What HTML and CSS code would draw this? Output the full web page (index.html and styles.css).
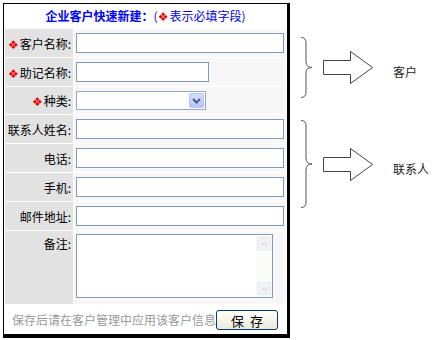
FILE: index.html
```html
<!DOCTYPE html>
<html lang="zh-CN">
<head>
    <meta charset="UTF-8">
    <meta name="viewport" content="width=device-width, initial-scale=1.0">
    <title>企业客户快速新建</title>
    <link rel="stylesheet" href="styles.css">
</head>
<body>
    <div class="page">
        <!-- 快速新建表单 -->
        <div class="panel">
            <div class="title"><b>企业客户快速新建：</b>(<span class="req">❖</span>表示必填字段)</div>
            <table class="form">
                <tr>
                    <th><span class="req">❖</span>客户名称:</th>
                    <td><input class="long" type="text"></td>
                </tr>
                <tr>
                    <th><span class="req">❖</span>助记名称:</th>
                    <td><input class="short" type="text"></td>
                </tr>
                <tr class="low">
                    <th><span class="req">❖</span>种类:</th>
                    <td>
                        <div class="select">
                            <select></select>
                            <span class="drop">
                                <svg width="9" height="6" viewBox="0 0 9 6"><path d="M1 1 L4.5 4.5 L8 1" fill="none" stroke="#4a5d86" stroke-width="2"/></svg>
                            </span>
                        </div>
                    </td>
                </tr>
                <tr>
                    <th>联系人姓名:</th>
                    <td><input class="long" type="text"></td>
                </tr>
                <tr>
                    <th>电话:</th>
                    <td><input class="long" type="text"></td>
                </tr>
                <tr>
                    <th>手机:</th>
                    <td><input class="long" type="text"></td>
                </tr>
                <tr>
                    <th>邮件地址:</th>
                    <td><input class="long" type="text"></td>
                </tr>
                <tr class="memo-row">
                    <th>备注:</th>
                    <td>
                        <div class="memo">
                            <textarea></textarea>
                            <div class="scroll">
                                <span class="arrow-btn"><svg width="7" height="4" viewBox="0 0 7 4"><path d="M0.5 3.5 L3.5 0.5 L6.5 3.5" fill="none" stroke="#c3c9d4"/></svg></span>
                                <span class="arrow-btn"><svg width="7" height="4" viewBox="0 0 7 4"><path d="M0.5 0.5 L3.5 3.5 L6.5 0.5" fill="none" stroke="#c3c9d4"/></svg></span>
                            </div>
                        </div>
                    </td>
                </tr>
            </table>
            <div class="foot">
                <span>保存后请在客户管理中应用该客户信息</span>
                <button type="button">保&nbsp;&nbsp;存</button>
            </div>
        </div>

        <!-- 说明 -->
        <div class="notes">
            <div class="note note-top">
                <svg class="brace" width="13" height="61" viewBox="0 0 13 61"><path d="M1 0.5 Q6 0.5 6 6 L6 25 Q6 30.5 12 30.5 Q6 30.5 6 36 L6 55 Q6 60.5 1 60.5" fill="none" stroke="#555"/></svg>
                <svg class="block-arrow" width="51" height="33" viewBox="0 0 51 33"><polygon points="0.5,9.5 27.5,9.5 27.5,0.5 49.5,16.5 27.5,32.5 27.5,23.5 0.5,23.5" fill="#fff" stroke="#444"/></svg>
                <span class="note-text">客户</span>
            </div>
            <div class="note note-bottom">
                <svg class="brace" width="13" height="88" viewBox="0 0 13 88"><path d="M1 0.5 Q6 0.5 6 6 L6 38 Q6 44 12 44 Q6 44 6 50 L6 82 Q6 87.5 1 87.5" fill="none" stroke="#555"/></svg>
                <svg class="block-arrow" width="51" height="33" viewBox="0 0 51 33"><polygon points="0.5,9.5 27.5,9.5 27.5,0.5 49.5,16.5 27.5,32.5 27.5,23.5 0.5,23.5" fill="#fff" stroke="#444"/></svg>
                <span class="note-text">联系人</span>
            </div>
        </div>
    </div>
</body>
</html>
```

FILE: styles.css
```css
body {
    margin: 0;
    background-color: #fff;
    font-family: "Noto Sans CJK SC", "DejaVu Sans", sans-serif;
    font-size: 12px;
    color: #000;
}

.page {
    display: flex;
    align-items: flex-start;
    padding: 3px 0 0 3px;
}

.panel {
    width: 287px;
    box-sizing: border-box;
    border: 1px solid #000;
    border-right-width: 3px;
    border-bottom-width: 4px;
    background-color: #fff;
}

.title {
    height: 24px;
    line-height: 24px;
    text-align: center;
    color: #0000ee;
}

.title b {
    color: #0000ff;
}

.req {
    color: #ee0000;
    font-family: "DejaVu Sans", sans-serif;
    font-size: 12px;
    margin-right: 1px;
}

.form {
    width: 100%;
    border-collapse: separate;
    border-spacing: 1px;
}

.form th {
    width: 66px;
    height: 28px;
    padding: 0 2px 0 0;
    background-color: #e2e2e2;
    font-weight: normal;
    text-align: right;
    white-space: nowrap;
}

.form td {
    height: 28px;
    padding: 0 0 0 2px;
    background-color: #f7f7f7;
}

.form .low th,
.form .low td {
    height: 27px;
}

.form input {
    display: block;
    box-sizing: border-box;
    height: 20px;
    border: 1px solid #7f9db9;
    padding: 0 2px;
    background-color: #fff;
    font: inherit;
}

.form .long {
    width: 208px;
}

.form .short {
    width: 133px;
}

.select {
    position: relative;
    width: 130px;
    height: 19px;
    box-sizing: border-box;
    border: 1px solid #93a9cc;
    background-color: #fff;
}

.select select {
    appearance: none;
    width: 100%;
    height: 100%;
    border: 0;
    background: transparent;
}

/* 下拉按钮 */
.drop {
    position: absolute;
    top: 1px;
    right: 1px;
    width: 15px;
    height: 15px;
    box-sizing: border-box;
    border: 1px solid #b6c6ee;
    border-radius: 2px;
    background: linear-gradient(#d2defc, #b3c6f4);
    display: flex;
    justify-content: center;
    align-items: center;
}

.memo-row th,
.memo-row td {
    height: 69px;
    vertical-align: top;
}

.memo-row th {
    padding-top: 4px;
}

.memo-row td {
    padding-top: 3px;
}

.memo {
    display: flex;
    width: 197px;
    height: 64px;
    box-sizing: border-box;
    border: 1px solid #7f9db9;
    background-color: #fff;
}

.memo textarea {
    flex: 1;
    border: 0;
    resize: none;
    outline: none;
}

.scroll {
    width: 16px;
    padding: 2px 0;
    display: flex;
    flex-direction: column;
    justify-content: space-between;
    align-items: center;
    background-color: #fbfbf8;
}

.arrow-btn {
    width: 14px;
    height: 13px;
    box-sizing: border-box;
    border: 1px solid #e4e7ec;
    border-radius: 2px;
    background-color: #f0f2f5;
    display: flex;
    justify-content: center;
    align-items: center;
}

.foot {
    height: 29px;
    padding-left: 8px;
    display: flex;
    align-items: center;
    color: #999;
}

.foot button {
    width: 62px;
    height: 20px;
    padding: 0;
    border: 1px solid #003c74;
    border-radius: 3px;
    background: linear-gradient(#ffffff, #ece9d8);
    font-family: inherit;
    font-size: 13px;
    color: #000;
}

.notes {
    margin-left: 10px;
}

.note {
    display: flex;
    align-items: center;
}

.note-top {
    margin-top: 34px;
    height: 61px;
}

.note-bottom {
    margin-top: 22px;
    height: 88px;
}

.block-arrow {
    margin-left: 10px;
}

.note-text {
    margin: 8px 0 0 19px;
    color: #222;
}
```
■ ■ ■ ■
What is asked: Write out the full set of lines verbatim, without the pictures.

Solution for this problem:
What HTML and CSS code would draw this? Output the full web page (index.html and styles.css).
FILE: index.html
```html
<!DOCTYPE html>
<html lang="zh-CN">
<head>
    <meta charset="UTF-8">
    <meta name="viewport" content="width=device-width, initial-scale=1.0">
    <title>企业客户快速新建</title>
    <link rel="stylesheet" href="styles.css">
</head>
<body>
    <div class="page">
        <!-- 快速新建表单 -->
        <div class="panel">
            <div class="title"><b>企业客户快速新建：</b>(<span class="req">❖</span>表示必填字段)</div>
            <table class="form">
                <tr>
                    <th><span class="req">❖</span>客户名称:</th>
                    <td><input class="long" type="text"></td>
                </tr>
                <tr>
                    <th><span class="req">❖</span>助记名称:</th>
                    <td><input class="short" type="text"></td>
                </tr>
                <tr class="low">
                    <th><span class="req">❖</span>种类:</th>
                    <td>
                        <div class="select">
                            <select></select>
                            <span class="drop">
                                <svg width="9" height="6" viewBox="0 0 9 6"><path d="M1 1 L4.5 4.5 L8 1" fill="none" stroke="#4a5d86" stroke-width="2"/></svg>
                            </span>
                        </div>
                    </td>
                </tr>
                <tr>
                    <th>联系人姓名:</th>
                    <td><input class="long" type="text"></td>
                </tr>
                <tr>
                    <th>电话:</th>
                    <td><input class="long" type="text"></td>
                </tr>
                <tr>
                    <th>手机:</th>
                    <td><input class="long" type="text"></td>
                </tr>
                <tr>
                    <th>邮件地址:</th>
                    <td><input class="long" type="text"></td>
                </tr>
                <tr class="memo-row">
                    <th>备注:</th>
                    <td>
                        <div class="memo">
                            <textarea></textarea>
                            <div class="scroll">
                                <span class="arrow-btn"><svg width="7" height="4" viewBox="0 0 7 4"><path d="M0.5 3.5 L3.5 0.5 L6.5 3.5" fill="none" stroke="#c3c9d4"/></svg></span>
                                <span class="arrow-btn"><svg width="7" height="4" viewBox="0 0 7 4"><path d="M0.5 0.5 L3.5 3.5 L6.5 0.5" fill="none" stroke="#c3c9d4"/></svg></span>
                            </div>
                        </div>
                    </td>
                </tr>
            </table>
            <div class="foot">
                <span>保存后请在客户管理中应用该客户信息</span>
                <button type="button">保&nbsp;&nbsp;存</button>
            </div>
        </div>

        <!-- 说明 -->
        <div class="notes">
            <div class="note note-top">
                <svg class="brace" width="13" height="61" viewBox="0 0 13 61"><path d="M1 0.5 Q6 0.5 6 6 L6 25 Q6 30.5 12 30.5 Q6 30.5 6 36 L6 55 Q6 60.5 1 60.5" fill="none" stroke="#555"/></svg>
                <svg class="block-arrow" width="51" height="33" viewBox="0 0 51 33"><polygon points="0.5,9.5 27.5,9.5 27.5,0.5 49.5,16.5 27.5,32.5 27.5,23.5 0.5,23.5" fill="#fff" stroke="#444"/></svg>
                <span class="note-text">客户</span>
            </div>
            <div class="note note-bottom">
                <svg class="brace" width="13" height="88" viewBox="0 0 13 88"><path d="M1 0.5 Q6 0.5 6 6 L6 38 Q6 44 12 44 Q6 44 6 50 L6 82 Q6 87.5 1 87.5" fill="none" stroke="#555"/></svg>
                <svg class="block-arrow" width="51" height="33" viewBox="0 0 51 33"><polygon points="0.5,9.5 27.5,9.5 27.5,0.5 49.5,16.5 27.5,32.5 27.5,23.5 0.5,23.5" fill="#fff" stroke="#444"/></svg>
                <span class="note-text">联系人</span>
            </div>
        </div>
    </div>
</body>
</html>
```

FILE: styles.css
```css
body {
    margin: 0;
    background-color: #fff;
    font-family: "Noto Sans CJK SC", "DejaVu Sans", sans-serif;
    font-size: 12px;
    color: #000;
}

.page {
    display: flex;
    align-items: flex-start;
    padding: 3px 0 0 3px;
}

.panel {
    width: 287px;
    box-sizing: border-box;
    border: 1px solid #000;
    border-right-width: 3px;
    border-bottom-width: 4px;
    background-color: #fff;
}

.title {
    height: 24px;
    line-height: 24px;
    text-align: center;
    color: #0000ee;
}

.title b {
    color: #0000ff;
}

.req {
    color: #ee0000;
    font-family: "DejaVu Sans", sans-serif;
    font-size: 12px;
    margin-right: 1px;
}

.form {
    width: 100%;
    border-collapse: separate;
    border-spacing: 1px;
}

.form th {
    width: 66px;
    height: 28px;
    padding: 0 2px 0 0;
    background-color: #e2e2e2;
    font-weight: normal;
    text-align: right;
    white-space: nowrap;
}

.form td {
    height: 28px;
    padding: 0 0 0 2px;
    background-color: #f7f7f7;
}

.form .low th,
.form .low td {
    height: 27px;
}

.form input {
    display: block;
    box-sizing: border-box;
    height: 20px;
    border: 1px solid #7f9db9;
    padding: 0 2px;
    background-color: #fff;
    font: inherit;
}

.form .long {
    width: 208px;
}

.form .short {
    width: 133px;
}

.select {
    position: relative;
    width: 130px;
    height: 19px;
    box-sizing: border-box;
    border: 1px solid #93a9cc;
    background-color: #fff;
}

.select select {
    appearance: none;
    width: 100%;
    height: 100%;
    border: 0;
    background: transparent;
}

/* 下拉按钮 */
.drop {
    position: absolute;
    top: 1px;
    right: 1px;
    width: 15px;
    height: 15px;
    box-sizing: border-box;
    border: 1px solid #b6c6ee;
    border-radius: 2px;
    background: linear-gradient(#d2defc, #b3c6f4);
    display: flex;
    justify-content: center;
    align-items: center;
}

.memo-row th,
.memo-row td {
    height: 69px;
    vertical-align: top;
}

.memo-row th {
    padding-top: 4px;
}

.memo-row td {
    padding-top: 3px;
}

.memo {
    display: flex;
    width: 197px;
    height: 64px;
    box-sizing: border-box;
    border: 1px solid #7f9db9;
    background-color: #fff;
}

.memo textarea {
    flex: 1;
    border: 0;
    resize: none;
    outline: none;
}

.scroll {
    width: 16px;
    padding: 2px 0;
    display: flex;
    flex-direction: column;
    justify-content: space-between;
    align-items: center;
    background-color: #fbfbf8;
}

.arrow-btn {
    width: 14px;
    height: 13px;
    box-sizing: border-box;
    border: 1px solid #e4e7ec;
    border-radius: 2px;
    background-color: #f0f2f5;
    display: flex;
    justify-content: center;
    align-items: center;
}

.foot {
    height: 29px;
    padding-left: 8px;
    display: flex;
    align-items: center;
    color: #999;
}

.foot button {
    width: 62px;
    height: 20px;
    padding: 0;
    border: 1px solid #003c74;
    border-radius: 3px;
    background: linear-gradient(#ffffff, #ece9d8);
    font-family: inherit;
    font-size: 13px;
    color: #000;
}

.notes {
    margin-left: 10px;
}

.note {
    display: flex;
    align-items: center;
}

.note-top {
    margin-top: 34px;
    height: 61px;
}

.note-bottom {
    margin-top: 22px;
    height: 88px;
}

.block-arrow {
    margin-left: 10px;
}

.note-text {
    margin: 8px 0 0 19px;
    color: #222;
}
```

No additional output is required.